Without the pictures, output the lines of the material from the very first through the one that holds "augue gilvus wisi".

------------------------------------------------------------

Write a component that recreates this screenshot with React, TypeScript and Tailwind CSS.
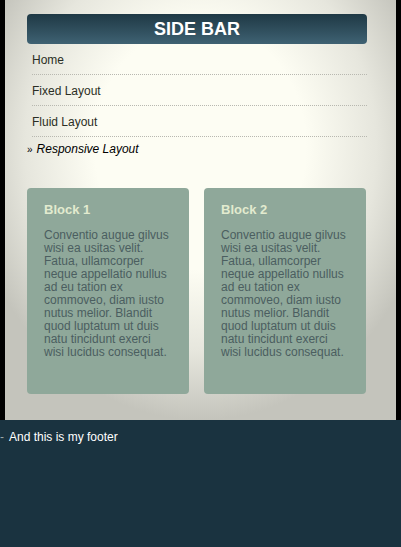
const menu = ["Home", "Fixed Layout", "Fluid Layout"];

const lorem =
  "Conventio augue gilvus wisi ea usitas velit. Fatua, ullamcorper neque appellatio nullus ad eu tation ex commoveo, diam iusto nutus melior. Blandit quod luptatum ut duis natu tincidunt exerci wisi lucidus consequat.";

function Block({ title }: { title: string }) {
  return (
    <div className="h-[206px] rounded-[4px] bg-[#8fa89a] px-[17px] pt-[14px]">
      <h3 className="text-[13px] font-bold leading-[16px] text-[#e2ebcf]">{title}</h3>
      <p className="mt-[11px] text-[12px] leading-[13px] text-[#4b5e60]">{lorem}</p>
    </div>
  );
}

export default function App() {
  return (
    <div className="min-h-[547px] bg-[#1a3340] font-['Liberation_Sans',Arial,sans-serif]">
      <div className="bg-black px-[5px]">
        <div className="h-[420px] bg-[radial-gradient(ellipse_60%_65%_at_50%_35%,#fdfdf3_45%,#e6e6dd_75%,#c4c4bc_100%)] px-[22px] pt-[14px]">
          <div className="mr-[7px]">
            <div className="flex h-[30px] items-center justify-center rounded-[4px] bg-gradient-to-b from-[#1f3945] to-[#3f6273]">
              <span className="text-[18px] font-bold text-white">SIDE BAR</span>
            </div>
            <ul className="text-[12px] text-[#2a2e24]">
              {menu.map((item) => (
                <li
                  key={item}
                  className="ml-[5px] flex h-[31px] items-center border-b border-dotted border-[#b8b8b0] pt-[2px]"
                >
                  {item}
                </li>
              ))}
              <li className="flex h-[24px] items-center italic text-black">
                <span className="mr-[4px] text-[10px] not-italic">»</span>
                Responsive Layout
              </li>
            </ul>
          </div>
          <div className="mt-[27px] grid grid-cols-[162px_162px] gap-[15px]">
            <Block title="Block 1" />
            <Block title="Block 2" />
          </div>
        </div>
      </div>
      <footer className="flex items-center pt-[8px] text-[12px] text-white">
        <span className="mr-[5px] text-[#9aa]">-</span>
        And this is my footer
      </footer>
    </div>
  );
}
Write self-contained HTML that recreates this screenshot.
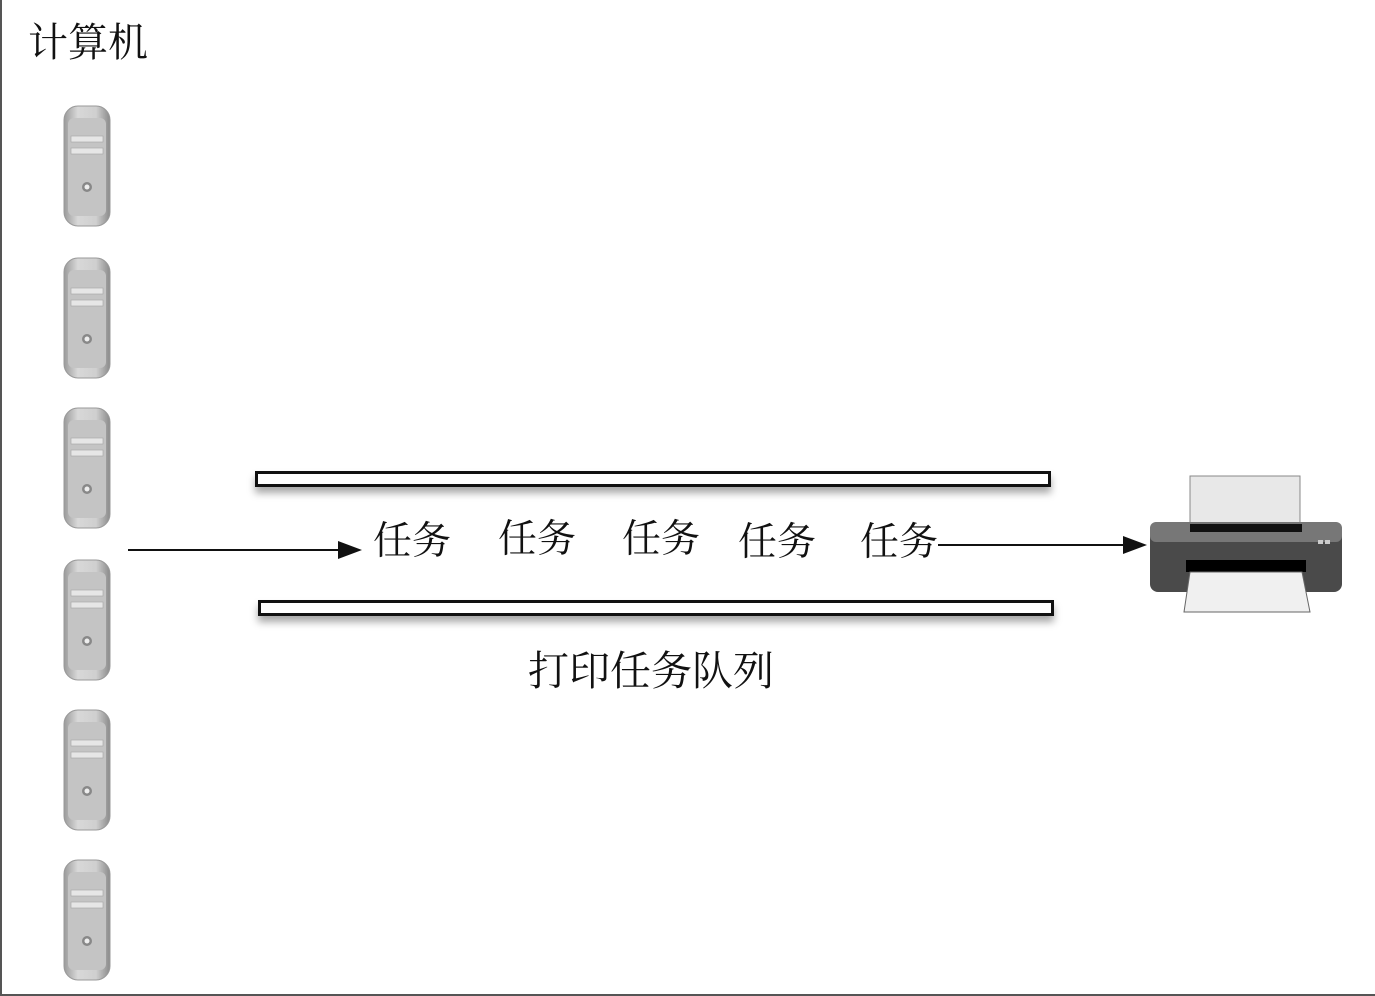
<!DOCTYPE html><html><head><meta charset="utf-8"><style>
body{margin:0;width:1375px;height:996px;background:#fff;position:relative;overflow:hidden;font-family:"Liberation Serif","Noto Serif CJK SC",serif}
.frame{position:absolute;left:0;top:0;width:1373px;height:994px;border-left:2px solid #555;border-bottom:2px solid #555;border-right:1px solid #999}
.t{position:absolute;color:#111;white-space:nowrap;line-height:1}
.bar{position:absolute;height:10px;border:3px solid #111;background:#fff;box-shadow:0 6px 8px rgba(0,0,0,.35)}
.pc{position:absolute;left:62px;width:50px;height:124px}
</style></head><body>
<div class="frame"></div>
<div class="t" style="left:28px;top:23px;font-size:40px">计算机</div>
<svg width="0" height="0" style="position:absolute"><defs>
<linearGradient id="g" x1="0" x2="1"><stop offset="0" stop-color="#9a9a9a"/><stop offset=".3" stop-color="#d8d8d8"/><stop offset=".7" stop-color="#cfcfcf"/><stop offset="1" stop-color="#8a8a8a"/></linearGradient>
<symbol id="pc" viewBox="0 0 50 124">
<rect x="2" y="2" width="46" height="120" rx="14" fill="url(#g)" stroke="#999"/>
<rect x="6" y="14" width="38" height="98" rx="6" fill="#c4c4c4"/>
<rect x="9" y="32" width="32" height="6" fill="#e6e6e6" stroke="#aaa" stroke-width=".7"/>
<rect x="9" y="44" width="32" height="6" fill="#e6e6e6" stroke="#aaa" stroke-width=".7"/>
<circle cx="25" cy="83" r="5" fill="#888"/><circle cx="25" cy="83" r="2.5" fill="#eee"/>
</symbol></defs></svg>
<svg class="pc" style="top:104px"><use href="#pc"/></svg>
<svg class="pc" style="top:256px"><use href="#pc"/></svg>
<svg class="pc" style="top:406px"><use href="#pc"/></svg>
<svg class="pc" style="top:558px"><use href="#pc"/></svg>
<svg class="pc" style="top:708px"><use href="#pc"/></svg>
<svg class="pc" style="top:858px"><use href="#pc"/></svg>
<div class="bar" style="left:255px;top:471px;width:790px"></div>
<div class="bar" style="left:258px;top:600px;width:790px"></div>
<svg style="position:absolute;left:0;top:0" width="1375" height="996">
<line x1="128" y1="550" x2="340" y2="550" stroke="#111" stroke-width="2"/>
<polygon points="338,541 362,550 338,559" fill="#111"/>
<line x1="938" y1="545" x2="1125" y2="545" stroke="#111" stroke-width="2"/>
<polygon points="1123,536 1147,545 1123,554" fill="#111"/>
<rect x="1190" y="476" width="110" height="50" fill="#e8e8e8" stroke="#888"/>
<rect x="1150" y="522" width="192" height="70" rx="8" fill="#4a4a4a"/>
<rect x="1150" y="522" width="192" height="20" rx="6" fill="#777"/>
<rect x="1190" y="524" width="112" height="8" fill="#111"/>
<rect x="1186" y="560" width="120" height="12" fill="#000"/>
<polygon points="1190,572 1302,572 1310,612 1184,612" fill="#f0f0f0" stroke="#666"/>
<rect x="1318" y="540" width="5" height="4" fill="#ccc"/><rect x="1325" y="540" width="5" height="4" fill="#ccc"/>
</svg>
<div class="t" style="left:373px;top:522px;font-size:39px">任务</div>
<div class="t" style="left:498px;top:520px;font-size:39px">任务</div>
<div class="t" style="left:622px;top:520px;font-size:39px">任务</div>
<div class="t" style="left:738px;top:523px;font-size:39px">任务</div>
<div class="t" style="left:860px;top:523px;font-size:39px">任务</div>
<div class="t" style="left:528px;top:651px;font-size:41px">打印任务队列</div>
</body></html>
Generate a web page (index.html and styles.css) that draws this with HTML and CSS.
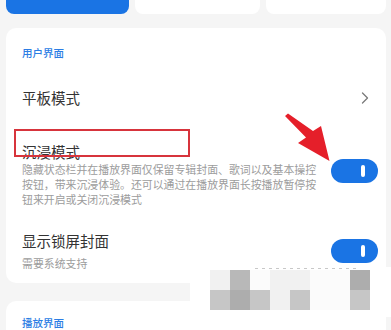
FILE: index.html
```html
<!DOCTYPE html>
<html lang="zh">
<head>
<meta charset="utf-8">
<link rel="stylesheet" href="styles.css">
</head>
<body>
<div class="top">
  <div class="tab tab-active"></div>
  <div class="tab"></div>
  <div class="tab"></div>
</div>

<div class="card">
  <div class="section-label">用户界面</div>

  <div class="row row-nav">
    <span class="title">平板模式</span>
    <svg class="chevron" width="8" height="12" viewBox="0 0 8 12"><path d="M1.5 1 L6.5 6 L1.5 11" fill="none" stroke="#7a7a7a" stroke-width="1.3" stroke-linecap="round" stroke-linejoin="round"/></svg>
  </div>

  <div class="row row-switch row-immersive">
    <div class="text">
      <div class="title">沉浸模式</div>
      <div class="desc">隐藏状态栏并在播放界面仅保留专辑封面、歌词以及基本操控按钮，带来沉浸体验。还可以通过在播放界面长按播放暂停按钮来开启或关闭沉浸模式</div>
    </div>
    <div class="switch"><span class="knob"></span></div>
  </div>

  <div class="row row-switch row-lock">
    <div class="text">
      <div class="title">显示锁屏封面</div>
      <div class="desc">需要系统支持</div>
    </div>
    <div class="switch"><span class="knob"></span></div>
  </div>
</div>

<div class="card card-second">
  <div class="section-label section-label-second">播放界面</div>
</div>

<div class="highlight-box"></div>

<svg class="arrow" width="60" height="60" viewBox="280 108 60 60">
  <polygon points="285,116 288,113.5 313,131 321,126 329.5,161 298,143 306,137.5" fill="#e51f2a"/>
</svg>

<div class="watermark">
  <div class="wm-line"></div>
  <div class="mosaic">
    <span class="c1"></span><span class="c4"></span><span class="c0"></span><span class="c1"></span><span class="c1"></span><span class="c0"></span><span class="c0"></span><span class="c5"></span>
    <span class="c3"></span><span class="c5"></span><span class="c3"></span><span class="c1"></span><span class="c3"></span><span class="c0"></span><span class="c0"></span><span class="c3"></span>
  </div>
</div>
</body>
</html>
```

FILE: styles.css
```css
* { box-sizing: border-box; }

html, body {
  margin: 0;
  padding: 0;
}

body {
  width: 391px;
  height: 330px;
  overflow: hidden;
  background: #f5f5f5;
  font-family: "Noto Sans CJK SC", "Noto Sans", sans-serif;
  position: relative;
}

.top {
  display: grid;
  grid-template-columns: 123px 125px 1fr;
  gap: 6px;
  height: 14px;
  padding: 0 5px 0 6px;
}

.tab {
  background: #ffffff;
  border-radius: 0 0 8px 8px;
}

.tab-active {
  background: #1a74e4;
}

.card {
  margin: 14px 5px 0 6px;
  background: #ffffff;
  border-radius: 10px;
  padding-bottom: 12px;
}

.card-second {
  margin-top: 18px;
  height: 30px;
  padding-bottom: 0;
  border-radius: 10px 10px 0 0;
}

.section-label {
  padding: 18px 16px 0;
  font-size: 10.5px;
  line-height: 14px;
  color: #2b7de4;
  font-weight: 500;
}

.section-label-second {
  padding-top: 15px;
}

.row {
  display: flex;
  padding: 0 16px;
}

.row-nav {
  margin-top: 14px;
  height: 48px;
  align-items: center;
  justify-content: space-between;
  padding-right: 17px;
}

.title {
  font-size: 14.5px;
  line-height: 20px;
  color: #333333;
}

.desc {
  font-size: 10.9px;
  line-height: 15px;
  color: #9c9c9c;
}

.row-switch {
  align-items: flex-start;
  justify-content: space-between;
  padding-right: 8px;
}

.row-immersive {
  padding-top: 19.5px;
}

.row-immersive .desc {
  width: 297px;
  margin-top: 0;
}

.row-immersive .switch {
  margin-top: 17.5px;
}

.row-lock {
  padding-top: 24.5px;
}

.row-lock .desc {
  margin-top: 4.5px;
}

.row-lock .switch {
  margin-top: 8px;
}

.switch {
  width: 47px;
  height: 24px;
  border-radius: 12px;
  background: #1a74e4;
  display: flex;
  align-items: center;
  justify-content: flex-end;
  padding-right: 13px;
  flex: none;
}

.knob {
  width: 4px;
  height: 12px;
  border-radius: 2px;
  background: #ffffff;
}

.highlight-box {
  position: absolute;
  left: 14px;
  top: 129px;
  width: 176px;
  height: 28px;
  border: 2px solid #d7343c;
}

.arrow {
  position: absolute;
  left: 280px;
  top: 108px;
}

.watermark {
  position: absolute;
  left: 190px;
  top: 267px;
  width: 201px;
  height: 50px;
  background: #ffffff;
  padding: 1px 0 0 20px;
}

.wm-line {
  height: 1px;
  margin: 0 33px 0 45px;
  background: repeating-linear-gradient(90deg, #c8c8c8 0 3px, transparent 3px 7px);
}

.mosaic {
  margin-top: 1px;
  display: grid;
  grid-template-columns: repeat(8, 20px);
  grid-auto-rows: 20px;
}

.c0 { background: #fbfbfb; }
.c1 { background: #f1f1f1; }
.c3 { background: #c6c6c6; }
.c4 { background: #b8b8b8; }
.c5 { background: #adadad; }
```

------------------------------------------------------------

- [TASK RESPONSE]
Write a component that recreates this screenshot with React, TypeScript and Tailwind CSS.
const menu = ["Home", "Fixed Layout", "Fluid Layout"];

const lorem =
  "Conventio augue gilvus wisi ea usitas velit. Fatua, ullamcorper neque appellatio nullus ad eu tation ex commoveo, diam iusto nutus melior. Blandit quod luptatum ut duis natu tincidunt exerci wisi lucidus consequat.";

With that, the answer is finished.